About.com Rating 2.5

From Gregory Schneider, About.com Guest

In her 1929 introduction to The Omnibus of Crime, Dorothy L. Sayers wrote that the detective story "does not, and by hypothesis never can, attain the loftiest level of literary achievement." An indifferent denouncement that fifteen years later surged to life from its bloodless slab in Raymond Chandler's manifesto "The Simple Art of Murder." With the sang-froid of the new, unchallenged breed - the hard-boiled, or Black Mask, school of detective fiction - he rebutted coolly: "I think what was really gnawing at her mind was the slow realization that her kind of detective story was an arid formula which could not even satisfy its own implications. It was second-grade literature because it was not about the things that could make first-grade literature. If it started out to be about real people… they must very soon do unreal things in order to form the artificial pattern required by the plot… They became puppets and cardboard lovers and papier mâché villains and detectives of exquisite and impossible gentility. The only kind of writer who could be happy with these properties was the one who did not know what reality was."

Zing!
But the wound healed, and sixty years later, with rare exceptions (James Ellroy and Elmore Leonard immediately come to mind), the American detective form has forsaken the kind of cutting reality Chandler passionately wrote about, replacing it with the franchise writer; while in the UK, the formula remains cozily rooted in W.H Auden's "guilty vicarage," with its emissaries of exposition and Ladies laying pipe. With this dry state of affairs it's no wonder that the Man Booker Prize-winning novelist John Banville (The Sea) has created a literary tabula rasa in the form of Benjamin Black, releasing his "debut" novel Christine Falls.

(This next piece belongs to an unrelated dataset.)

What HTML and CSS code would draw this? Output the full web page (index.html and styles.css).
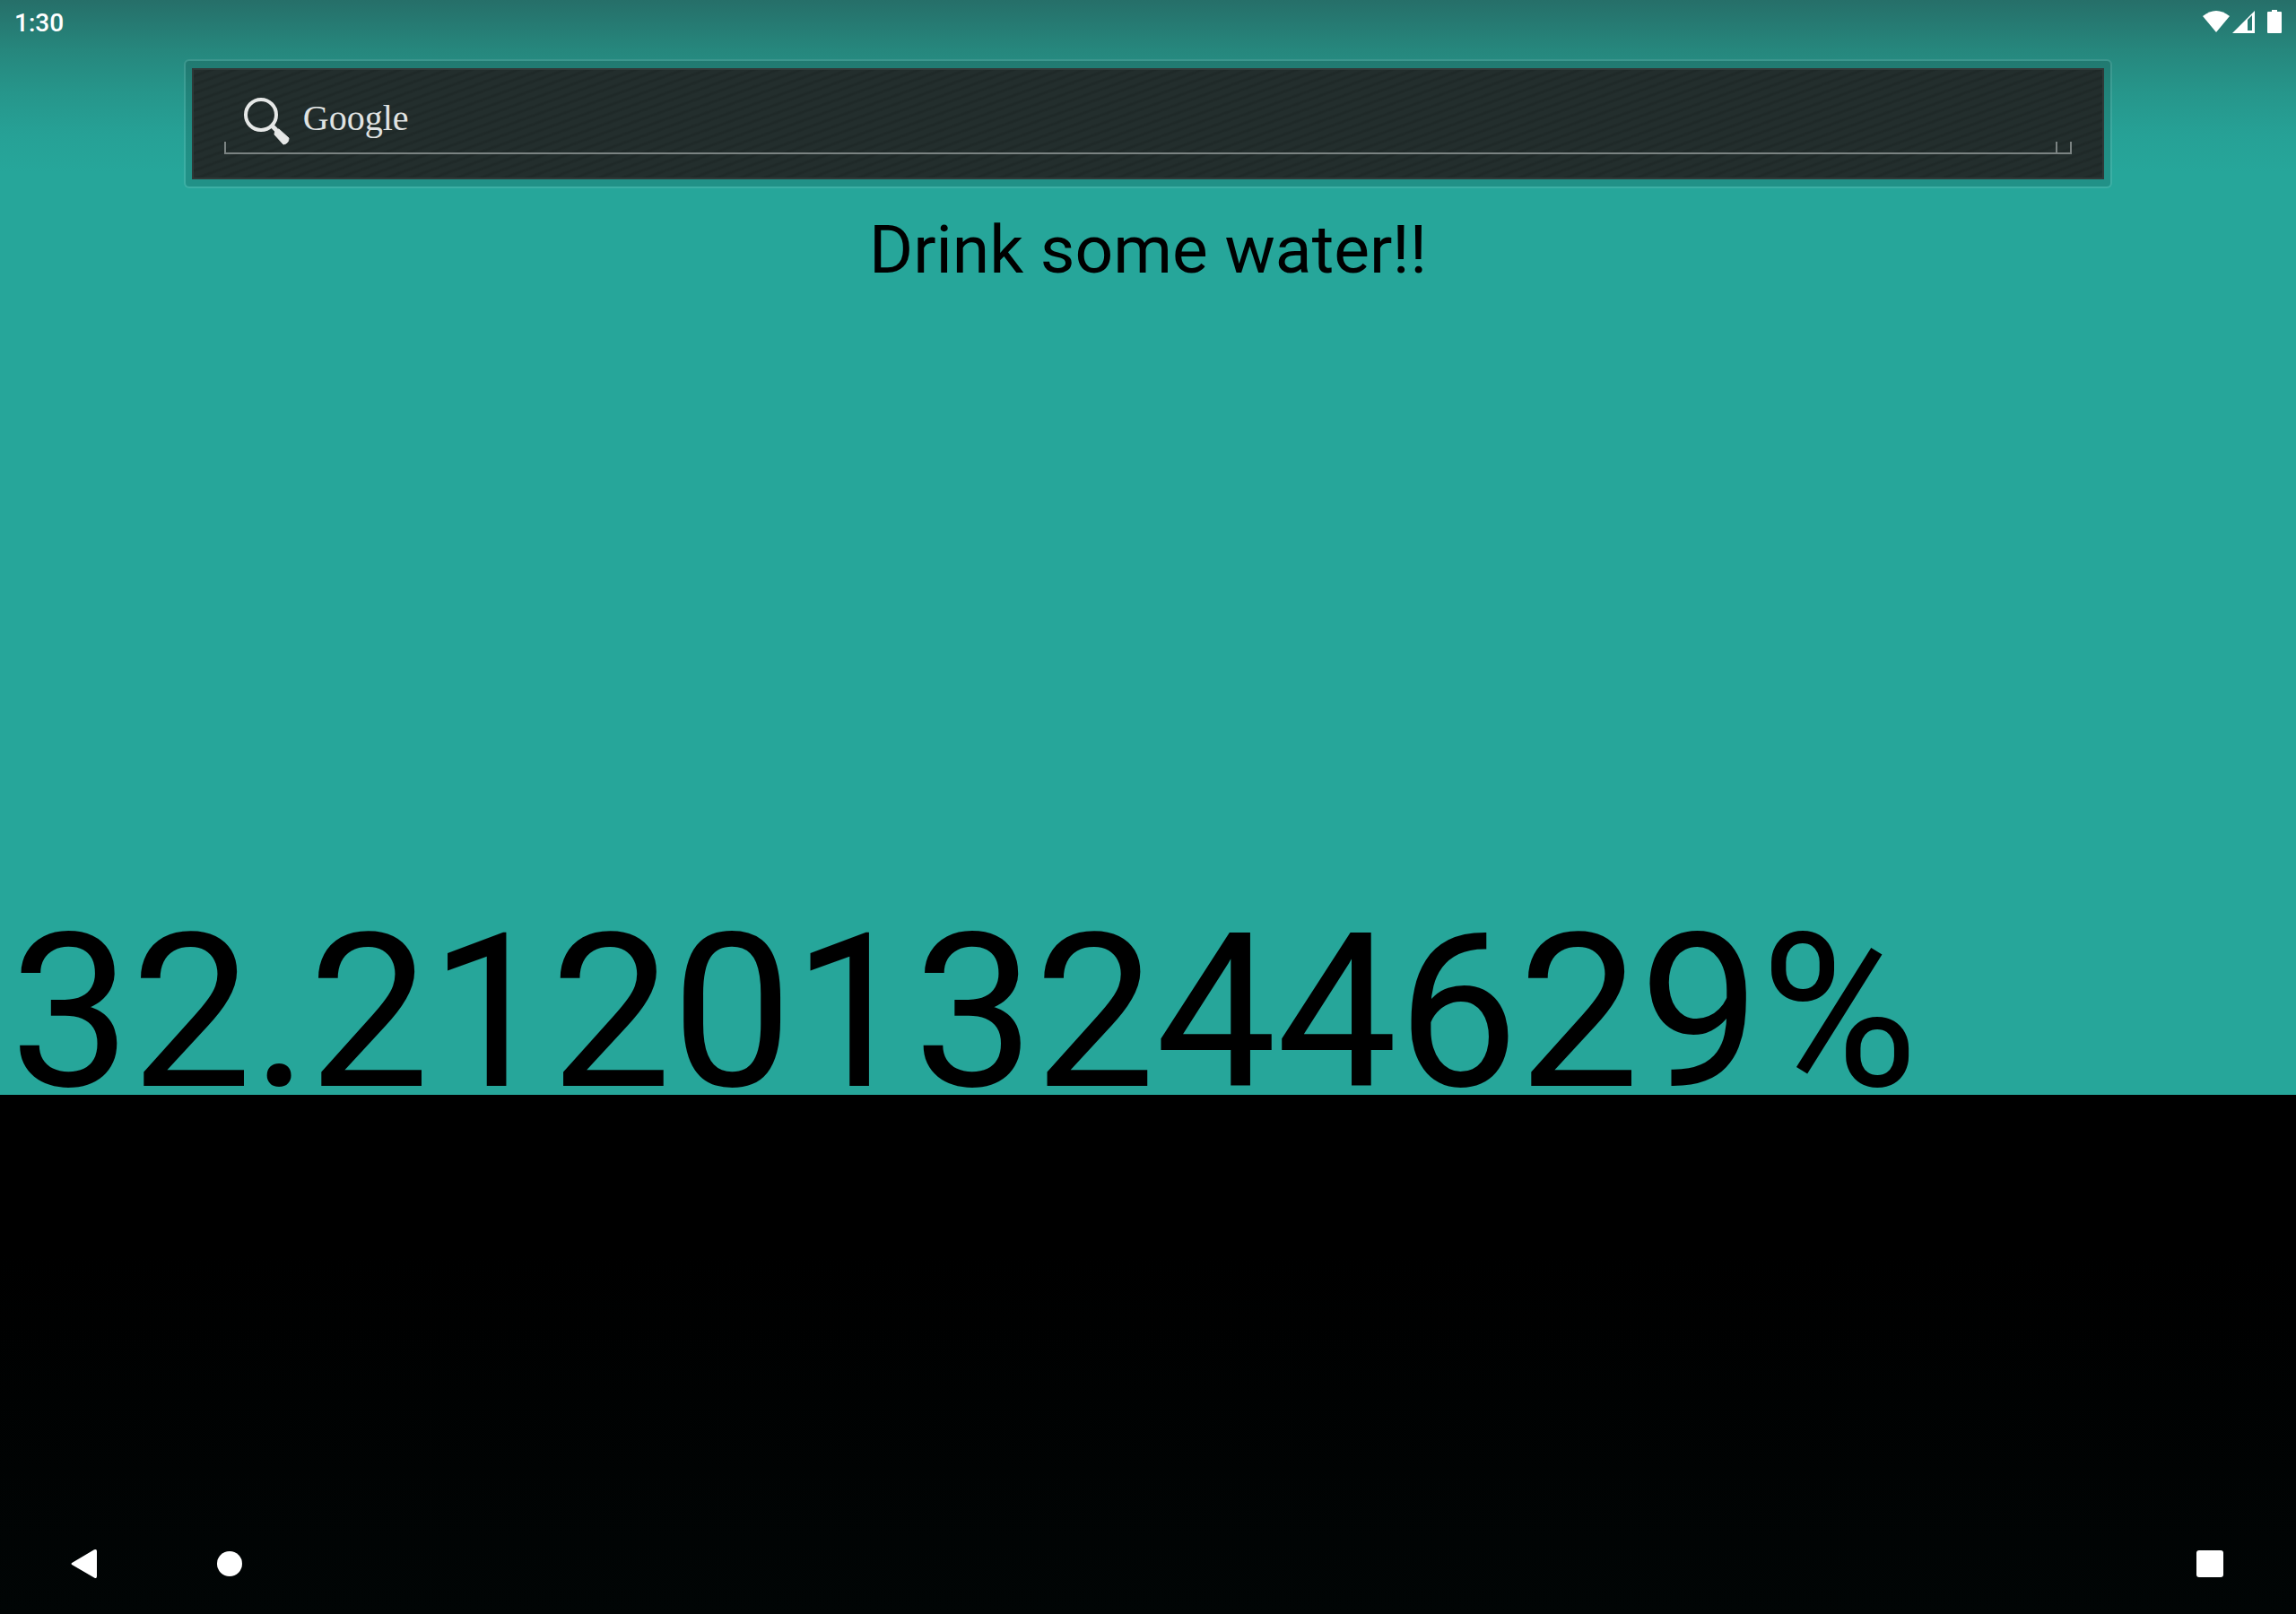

While Christine Falls may be categorically labeled a crime novel (there is a dead body and a missing baby, after all), its better blood is the study of contrasts between Malachy and Quirke, high and low, light and dark. Each is the son of the powerful though seemingly affable Judge Griffin: Malachy by blood; Quirke via a brutal orphanage. Each are doctors: easily irritated Malachy works with the living and the soon-to-be living as an obstetrician, while easily drunk Quirke keeps it quiet in the basement morgue as a pathologist. Malachy, with his "smooth seal's head of oiled black hair, scrupulously combed and parted," values social ranking and austere esteem, while the burly, frayed blonde Quirke "prized his loneliness as a mark of some distinction."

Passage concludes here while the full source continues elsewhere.